Living with continuous hunger, we discovered, has its methodology. Benefit-wise, Charlotte fell through the holes in the system and was forced to live on about a fiver a day – about the same as one might idly spend on a bottle of water and a sandwich in Pret, while on one’s way to M&S to stock up on tiny things to tide one over until the weekly supermarket shop. Charlotte, and others filmed, had trained their bodies to expect calories only once a day. At one point, Modell offered to buy Charlotte a sandwich; she refused as it spoiled her hunger regime. I found this daft, but later we saw Charlotte having a little extra money and being able to eat two or three meals a  day, before being plunged back into hunger again  and  suffering a  minor breakdown due to renewed  hunger pangs.

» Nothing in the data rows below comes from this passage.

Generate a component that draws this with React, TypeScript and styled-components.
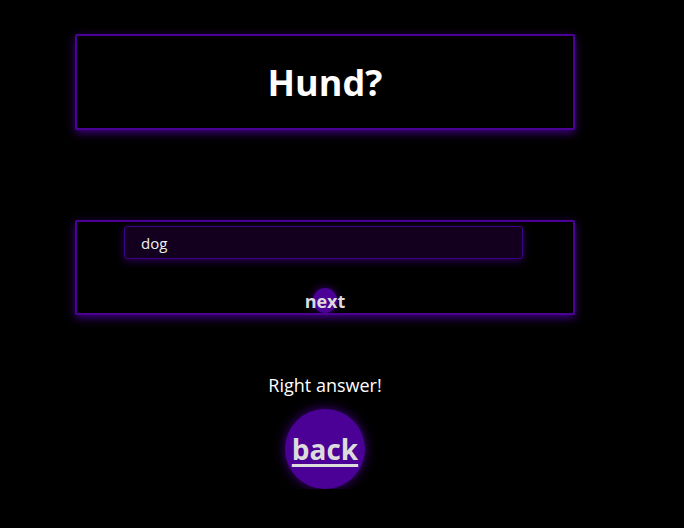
import React from "react";
import styled, { createGlobalStyle } from "styled-components";

const Global = createGlobalStyle`
  html, body { margin: 0; padding: 0; background: #000; }
  body { font-family: "Open Sans", "Noto Sans", sans-serif; color: #fff; }
`;

const Page = styled.div`
  width: 500px;
  margin-left: 75px;
  padding-top: 34px;
  display: flex;
  flex-direction: column;
  align-items: center;
`;

const Card = styled.div<{ $h: number; $mt?: number }>`
  box-sizing: border-box;
  width: 500px;
  height: ${(p) => p.$h}px;
  margin-top: ${(p) => p.$mt ?? 0}px;
  border: 2px solid #4b0096;
  border-radius: 2px;
  box-shadow: 0 3px 10px rgba(75, 0, 150, 0.85);
  background: #000;
  display: flex;
  flex-direction: column;
  align-items: center;
`;

const Title = styled.h1`
  margin: 0;
  flex: 1;
  display: flex;
  align-items: center;
  font-size: 36px;
  font-weight: 700;
  color: #fff;
  padding-top: 1px;
`;

const Input = styled.input`
  box-sizing: border-box;
  margin-top: 4px;
  margin-right: 3px;
  width: 399px;
  height: 33px;
  padding: 0 16px;
  background: #12001e;
  border: 1px solid #3e0088;
  border-radius: 3px;
  box-shadow: 0 2px 8px rgba(75, 0, 150, 0.6);
  color: #f0f0f0;
  font-family: "Open Sans", "Noto Sans", sans-serif;
  font-size: 15px;
  outline: none;
`;

const NextButton = styled.button`
  margin-top: 29px;
  width: 24px;
  height: 25px;
  border-radius: 50%;
  border: none;
  padding: 0;
  background: #4b0096;
  box-shadow: 0 0 8px rgba(75, 0, 150, 0.8);
  display: flex;
  justify-content: center;
  align-items: flex-end;
  overflow: visible;
  cursor: pointer;
  color: #dcdcdc;
  font-family: "Open Sans", "Noto Sans", sans-serif;
  font-size: 18px;
  font-weight: 700;
  line-height: 1;
  & span { margin-bottom: 3px; }
`;

const Message = styled.p`
  margin: 60px 0 0;
  font-size: 18px;
  color: #fff;
  line-height: 1.2;
`;

const BackButton = styled.a`
  margin-top: 12px;
  width: 80px;
  height: 80px;
  border-radius: 50%;
  background: #4b0096;
  box-shadow: 0 0 12px rgba(75, 0, 150, 0.9);
  display: flex;
  align-items: center;
  justify-content: center;
  color: #dcdcdc;
  font-size: 28px;
  font-weight: 700;
  text-decoration: underline;
  text-decoration-thickness: 3px;
  text-underline-offset: 4px;
  cursor: pointer;
`;

export default function App() {
  return (
    <>
      <Global />
      <Page>
        <Card $h={96}>
          <Title>Hund?</Title>
        </Card>
        <Card $h={95} $mt={90}>
          <Input defaultValue="dog" />
          <NextButton>
            <span>next</span>
          </NextButton>
        </Card>
        <Message>Right answer!</Message>
        <BackButton>back</BackButton>
      </Page>
    </>
  );
}
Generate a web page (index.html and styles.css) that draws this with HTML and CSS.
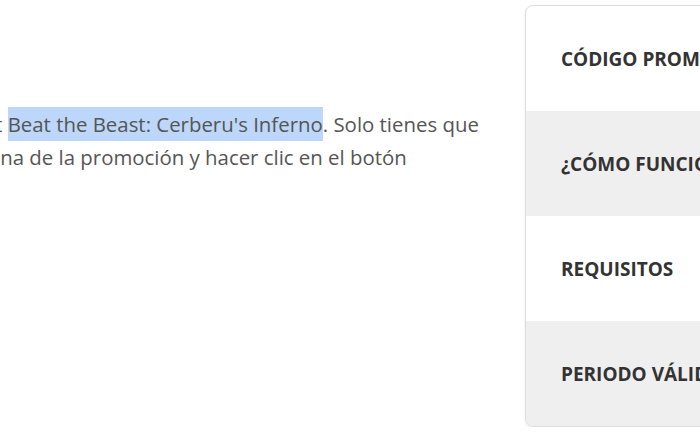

Modell cracks all the time and gives his subjects money. I’m sure this is the “Don’t do number one rule” of documentary making, but I can’t fault him for this. Who could watch a kid from care put her laptop into the pawnshop for food – the laptop she does her college work on (education being her key to freedom from this hell), the laptop she’s using to store her childhood photos on – then not be able to find £30 to claim it back, without giving her the cash?

Long after this show is shoved into the archives, I’ll remember the footage of Charlotte pointing out everyday teenage girls in the street in their Primark leggings and Top Shop jackets, flippantly donned headbands and Converse boots, while dreaming of how it might feel to have a change of clothes and to walk along the street giggling and hooting, linking arms with friends, with a mam at home, making you some dinner and nagging you as to when you’ll be back to eat it, knowing dinner would be there again tomorrow.

Who cares about Charlotte? I do. But now more than ever, I really don’t know how to help her.